All of this is an operation of power; in Foucault’s words, power is “a total structure of actions brought to bear upon possible actions; it incites, it induces, it seduces, it makes easier or more difficult; in the extreme it constrains or forbids absolutely.” In particular, one needs to look at “the different modes by which, in our culture, human beings are made subjects” and the various modes of subjection (ibid.), i.e., “the way in which the individual establishes his relation to the rule and recognizes himself as obliged to put it into practice” (History of Pleasure, 27)

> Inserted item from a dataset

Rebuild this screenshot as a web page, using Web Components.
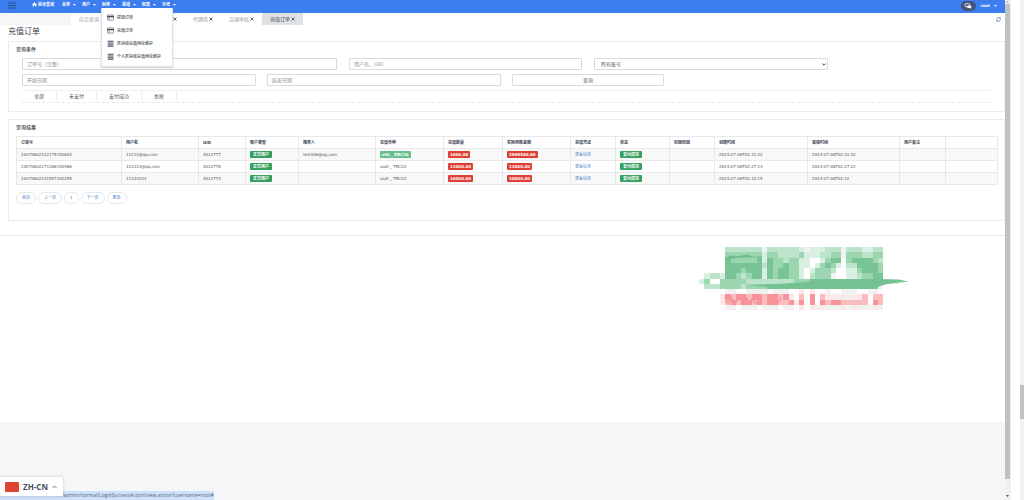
<!DOCTYPE html>
<html lang="zh-CN">
<head>
<meta charset="utf-8">
<title>充值订单</title>
<style>
html,body{margin:0;height:100%;overflow:hidden;background:#fff}
body{font-family:"DejaVu Sans","Noto Sans CJK SC",sans-serif;font-size:4px;line-height:8px;color:#4b5560}
</style>
</head>
<body>
<admin-app></admin-app>
<script>
const define = (name, html, setup) => customElements.define(name, class extends HTMLElement {
  connectedCallback() {
    if (this.shadowRoot) return;
    const root = this.attachShadow({mode: 'open'});
    const t = document.createElement('template');
    t.innerHTML = '<style>*{box-sizing:border-box}a{text-decoration:none;color:inherit}button{font:inherit;color:inherit;background:none;border:0;padding:0;margin:0}</style>' + html(this);
    root.append(t.content.cloneNode(true));
    if (setup) setup(this, root);
  }
});

const caret = '<svg width="3" height="2" viewBox="0 0 3 2"><path d="M0 0h3L1.5 1.8z" fill="currentColor"/></svg>';

define('nav-item', () => `
<style>:host{display:block;flex:none}a{display:flex;align-items:center;gap:3px}</style>
<a href="#"><slot></slot>${caret}</a>`);

define('menu-item', el => `
<style>:host{display:block}a{display:flex;align-items:center;gap:3px;height:13px;padding-left:5px;white-space:nowrap}</style>
<a href="#"><svg width="7" height="7" viewBox="0 0 6 6">${el.getAttribute('icon') === 'card'
  ? '<rect x=".3" y=".8" width="5.4" height="4.4" rx=".5" fill="#fff" stroke="#475060" stroke-width=".5"/><path d="M0 1.6h6v1.3H0z" fill="#475060"/><path d="M1 4.2h1.6" stroke="#475060" stroke-width=".5"/>'
  : '<path d="M.6 1h5M.6 2.5h5M.6 4h5M.6 5.4h5" stroke="#475060" stroke-width=".9"/>'}</svg><slot></slot></a>`);

define('top-bar', () => `
<style>
:host{display:flex;flex:none;position:relative;z-index:2;height:13px;background:#3c7df0;color:#fff;font-weight:700}
.burger{margin:2px 0 0 8px;width:8px;height:7px;display:block}
.burger svg{display:block}
nav{display:flex;gap:6px;margin-left:16px;height:9px;align-items:center}
.home{display:flex;align-items:center;gap:1px;margin-right:2px}
.right{margin-left:auto;display:flex;align-items:center;height:12px;padding-right:8px}
.chat{width:15px;height:10px;border-radius:5px;background:#47527a;display:flex;align-items:center;justify-content:center;margin-right:5px}
.user{display:flex;align-items:center;gap:4px}
.menu{position:absolute;left:101px;top:8px;width:72px;padding:3px 0;background:#fff;border:1px solid #e0e2e5;border-top:0;border-radius:1px;box-shadow:0 1px 2px #0003;color:#3d4652;font-weight:500}
</style>
<button class="burger" aria-label="菜单"><svg width="8" height="7" viewBox="0 0 8 7"><path d="M0 1h8M0 3.5h8M0 6h8" stroke="#29518f" stroke-width="1.2"/></svg></button>
<nav>
<a href="#" class="home"><svg width="5" height="5" viewBox="0 0 5 5"><path d="M2.5.3 0 2.6h.7v2h1.2V3.2h1.2v1.4h1.2v-2H5z" fill="#fff"/></svg>综合查询</a>
<nav-item>业务</nav-item><nav-item>用户</nav-item><nav-item>财务</nav-item><nav-item>渠道</nav-item><nav-item>配置</nav-item><nav-item>系统</nav-item>
</nav>
<div class="right"><button class="chat" aria-label="消息"><svg width="8" height="6" viewBox="0 0 8 6"><rect x="1" y=".6" width="4.6" height="3.2" rx="1" fill="none" stroke="#fff" stroke-width=".8"/><path d="M3.4 2.4h3.8v2.5H7l.2 1-1.4-1H3.4z" fill="#fff"/></svg></button>
<a href="#" class="user">root${caret}</a></div>
<div class="menu"><menu-item icon="card">提现订单</menu-item><menu-item icon="card">充值订单</menu-item><menu-item>区块链充值地址维护</menu-item><menu-item>个人区块链充值地址维护</menu-item></div>`);

define('page-tab', el => `
<style>
:host{display:flex;align-items:center;justify-content:flex-end;gap:1px;height:12px;padding:0 8px;font-size:5px;color:#999;white-space:nowrap}
:host([active]){background:#dfe1e2;color:#3f4955}
:host([wide]){width:78px}
:host([pinned]){padding-right:8px}
button{display:flex}
</style><a href="#"><slot></slot></a>${el.hasAttribute('pinned') ? '' : '<button aria-label="关闭"><svg width="4" height="4" viewBox="0 0 4 4"><path d="M.5.5l3 3M3.5.5l-3 3" stroke="#5b636d" stroke-width="1"/></svg></button>'}`);

define('tab-strip', () => `
<style>
:host{display:flex;flex:none;height:12px}
.lead{width:71px;background:#f5f6f7}
.refresh{margin:4px 4px 0 auto;height:5px;display:block}
svg{display:block}
</style><div class="lead"></div><slot></slot>
<button class="refresh" aria-label="刷新"><svg width="5" height="5" viewBox="0 0 5 5"><path d="M.6 2.3A1.9 1.9 0 0 1 4 1.4M4.4 2.7A1.9 1.9 0 0 1 1 3.6" fill="none" stroke="#5277a5" stroke-width=".7"/><path d="M4.7.3v1.7H3zM.3 4.7V3H2z" fill="#5277a5"/></svg></button>`);

define('data-panel', el => `
<style>
:host{display:block;border:1px solid #ececec;border-right-color:#f1f1f1;margin:0 0 7px 8px;padding:3px 8px 8px 7px}
h2{margin:0 0 5px;font-size:5px;line-height:8px;font-weight:500;color:#39424e}
</style><h2>${el.getAttribute('heading')}</h2><slot></slot>`);

define('search-form', () => `
<style>
:host{display:block;padding:0 6px}
.row{display:grid;gap:12px;margin-bottom:4px}
.one{grid-template-columns:315fr 233fr 234fr 150fr}
.two{grid-template-columns:234fr 234fr 152fr 315fr;gap:11px}
input,select,.go{width:100%;height:12px;border:1px solid #d9dbdd;border-radius:1px;background:#fff;font:inherit;font-size:5px;color:#555;padding:0 4px;margin:0;outline:0;display:block}
input::placeholder{color:#929292;opacity:1}
.sel{position:relative}
select{appearance:none;padding-left:6px}
.sel svg{position:absolute;right:2px;top:5px}
.go{text-align:center}
ul{display:flex;margin:0;padding:0;list-style:none;border-top:1px solid #f0f0f0;border-bottom:1px dashed #e9e9e9;font-size:5px}
li{height:11px;padding:0 12px;border-right:1px solid #eee;line-height:11px}
</style>
<form>
<div class="row one"><input aria-label="订单号" placeholder="订单号（完整）"><input aria-label="用户名" placeholder="用户名、UID"><div class="sel"><select aria-label="账号"><option>所有账号</option></select><svg width="4" height="3" viewBox="0 0 4 3"><path d="M.4.6 2 2.2 3.6.6" fill="none" stroke="#333" stroke-width=".9"/></svg></div></div>
<div class="row two"><input aria-label="开始日期" placeholder="开始日期"><input aria-label="结束日期" placeholder="结束日期"><button type="button" class="go">查询</button></div>
</form>
<ul><li><a href="#">全部</a></li><li><a href="#">未支付</a></li><li><a href="#">支付成功</a></li><li><a href="#">失败</a></li></ul>`);

define('status-badge', () => `
<style>
:host{display:inline-block;height:7px;line-height:7px;padding:0 2px;border-radius:1px;background:#35a05f;color:#fff;font-weight:700;vertical-align:middle}
:host([kind=red]){background:#df4034}
:host([kind=mint]){background:#67bf8e}
:host([kind=green]){padding:0 3px}
</style><slot></slot>`);

const widths = [105,77,47,53,77,68,59,68,45,54,45,93,92,46,52];
const heads = ['订单号','用户名','UID','账户类型','推荐人','充值币种','充值数量','实际到账金额','充值凭证','状态','驳回原因','创建时间','审核时间','用户备注',''];
const green = s => `<status-badge kind="green">${s}</status-badge>`;
const red = s => `<status-badge kind="red">${s}</status-badge>`;
const row = (no, user, uid, ref, coin, n, real, t1, t2) =>
  [no, user, uid, green('正式用户'), ref, coin, red(n), red(real), '<a href="#">查看信息</a>', green('支付成功'), '', t1, t2, '', ''];
const orders = [
  row('24070602312175150844','11212@qq.com','4012777','test006@qq.com','<status-badge kind="mint">eth _ ERC20</status-badge>','1000.00','2969540.00','2024-07-06T02:31:22','2024-07-06T02:31:32'),
  row('24070602271286192986','123123@qq.com','4012778','','usdt _ TRC20','11000.00','11000.00','2024-07-06T02:27:13','2024-07-06T02:27:22'),
  row('24070602101557340255','11333333','4012774','','usdt _ TRC20','10000.00','10000.00','2024-07-06T02:10:15','2024-07-06T02:12')
];
define('order-table', () => `
<style>
:host{display:block}
table{width:100%;table-layout:fixed;border-collapse:collapse}
th,td{border:1px solid #e9e9e9;height:12px;padding:0 0 0 4px;text-align:left;white-space:nowrap;line-height:8px;vertical-align:middle}
th{color:#39424e}
tbody tr:nth-child(odd){background:#f8f8f8}
td a{color:#4d8ac6}
</style>
<table><colgroup>${widths.map(w => `<col style="width:${w}px">`).join('')}</colgroup>
<thead><tr>${heads.map(h => `<th>${h}</th>`).join('')}</tr></thead>
<tbody>${orders.map(r => `<tr>${r.map(c => `<td>${c}</td>`).join('')}</tr>`).join('')}</tbody></table>`);

define('page-nav', () => `
<style>
:host{display:flex;gap:2px;margin:7px 0 8px;color:#4585c4}
a{height:12px;line-height:10px;border:1px solid #e6e8ea;border-radius:6px;padding:0 5px}
.now{color:#b0605c}
</style><a href="#">首页</a><a href="#">上一页</a><a href="#" class="now">1</a><a href="#">下一页</a><a href="#">尾页</a>`);

/* Mosaic emblem: one letter per cell, each letter is a tint. */
const tints = {g:'#f0f1f0',1:'#d9efe1',2:'#bce4cb',3:'#9bd6b1',4:'#79c496',r:'#fde7e8',p:'#fbbcc0',q:'#f7949b'};
const cells = [
'.....2222222g2222221g111222g2221122',
'.....3333333133222231112233g3332233',
'.....4333334143323311..1344.3444432',
'.....4444444243343311.13431.2244443',
'.....444344414344331.13332..1134443',
'.1221443234414344331.2333g..1123344',
'13..3333322222222233344444444444444321',
'.222333323333444444444444444444444g',
'.....gg..gggg.ggg..r.r..g..ggg..gg.',
'....rqpqqpqqpqqpqr.p.q.prrgrgrrp.pp',
'....rpqpqqpqpqqppqrq.q.qpqqppppp.qp',
'.....gg.ggg.ggg.gg.r.rgrgggrgrgggrg'];
define('mosaic-logo', () => `
<style>:host{display:block}svg{display:block}</style>
<svg width="212" height="64" viewBox="0 0 636 192" role="img" aria-label="水印"><g shape-rendering="crispEdges">${cells.map((line, y) => [...line].map((c, x) => c === '.' ? '' : `<rect x="${x*15.8}" y="${y*15.8}" width="16" height="16" fill="${tints[c]}"/>`).join('')).join('')}</g>
<path d="M78 34q14-10 28-8t20 0q18-6 28 0t34 0v6q-60-4-108 6z" fill="#6fbd8d"/>
<path d="M150 114q160-4 206-14 120-4 248-2l24 6-36 3q-40 4-62 16-80 4-188 0-110 2-192-9z" fill="#74c191"/>
<path d="M78 150q5 18 9 18t10-16q6 16 10 16t12-18M142 150q5 18 9 18t10-16q6 16 10 16t12-18M205 150q5 18 9 18t10-16q6 16 10 16t12-18" fill="none" stroke="#f5959b" stroke-width="5"/></svg>`);

define('language-switch', () => `
<style>
:host{position:absolute;left:0;bottom:4px;z-index:3;display:block;background:#fff;box-shadow:0 0 3px #0003}
button{display:flex;align-items:center;width:63px;height:19px;padding-left:5px;gap:4px;font:700 8px/12px "Open Sans",sans-serif;color:#46505e}
.flag{width:14px;height:10px;background:#df4331;border-radius:1px}
</style><button><span class="flag"></span>ZH-CN<svg width="5" height="4" viewBox="0 0 5 4"><path d="M.5 3 2.5 1l2 2" fill="none" stroke="#46505e" stroke-width=".8"/></svg></button>`);

define('link-status', () => `
<style>:host{position:absolute;left:0;bottom:0;z-index:2;width:214px;box-sizing:border-box;height:9px;background:#cfe1fa;border-radius:0 1px 0 0;padding-left:62px;font:5px/9px "Open Sans",sans-serif;color:#59677d;white-space:nowrap}</style><slot></slot>`);

define('scroll-rail', el => `
<style>
:host{display:flex;flex-direction:column;flex:none;width:6px;background:#f1f1f1}
:host([outer]){width:4px;margin-left:9px}
svg{display:block;flex:none}
.thumb{background:#c1c1c1}
:host(:not([outer])) .thumb{flex:1;margin:0 1px 15px 0}
:host([outer]) .thumb{margin-top:385px;height:34px}
</style>${el.hasAttribute('outer') ? '<div class="thumb"></div>' : '<svg width="5" height="4" viewBox="0 0 5 4"><path d="M1 2.6h3L2.5 1z" fill="#999"/></svg><div class="thumb"></div><svg width="5" height="6" viewBox="0 0 5 6"><path d="M1 1h3L2.5 3z" fill="#555"/></svg>'}`);

define('admin-app', () => `
<style>
:host{display:flex;height:100vh;position:relative;overflow:hidden}
.app{flex:1;min-width:0;display:flex;flex-direction:column;background:#f4f6f8}
main{background:#fff;flex:none}
h1{margin:0 0 3px 8px;font-size:8px;line-height:13px;font-weight:400;color:#39424e}
.results{min-height:102px;box-sizing:border-box}
.after{border-top:1px solid #ececec;margin-top:14px;padding:11px 94px 111px 0;display:flex;justify-content:flex-end}
</style>
<div class="app"><top-bar></top-bar>
<main>
<tab-strip><page-tab pinned>综合查询</page-tab><page-tab wide></page-tab><page-tab>代理商</page-tab><page-tab>店铺审核</page-tab><page-tab active>充值订单</page-tab></tab-strip>
<h1>充值订单</h1>
<data-panel heading="查询条件"><search-form></search-form></data-panel>
<data-panel heading="查询结果" class="results"><order-table></order-table><page-nav></page-nav></data-panel>
<div class="after"><mosaic-logo></mosaic-logo></div>
</main></div>
<scroll-rail></scroll-rail><scroll-rail outer></scroll-rail>
<link-status>/admin/normal/LoginSuccessAction!view.action?username=root#</link-status>
<language-switch></language-switch>`);
</script>
</body>
</html>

One of the main problems is that many of the factors that big data treats as exogenous – from individual preferences to the coding of the system – turn out to be endogenous, parts of the socio-technical system itself. This makes it very hard to try to extract and study one variable like “individual choices to look at ideological content in Newsfeed” as though the individuals making those choices popped up like Hobbesian mushrooms at the moment their preferences or behaviors were measured. Anybody who tends to drive faster in a sports car than a minivan will see the point immediately. Bruno Latour has a nice essay using as example that “man with gun” is really not the same thing as “man” or “gun” or the simple addition of those two (and so the “guns don’t kill people, people kill people” line is very poorly formulated). The problem is that we refuse to admit the complexity of our technical systems into our analysis, and in particular, we refuse to admit that those systems both mediate our actions and constitute us as actors. Thus, “you are different with a gun in hand; the gun is different with you holding it. You are another subject because you hold the gun; the gun is another object because it has entered into a relationship with you” (33). This is a point for methodology, because it is a mistake “to start with essences, those of subjects or those of objects. That starting point renders impossible our measurement of the mediating role of techniques. Neither subject nor object (nor their goals) is fixed” (33)
Channeling Latour, Jurgenson puts the problem this way:
“This whole business of conceptually separating the influence of the algorithm versus individual choices willfully misunderstands what algorithms are and what they do. Algorithms are made to capture, analyze, and re-adjust individual behavior in ways that serve particular ends. Individual choice is partly a result of how the algorithm teaches us, and the algorithm itself is dynamic code that reacts to and changes with individual choice. Neither the algorithm or individual choice can be understood without the other.”
We need a lot more Foucault and Latour in our thinking about big data.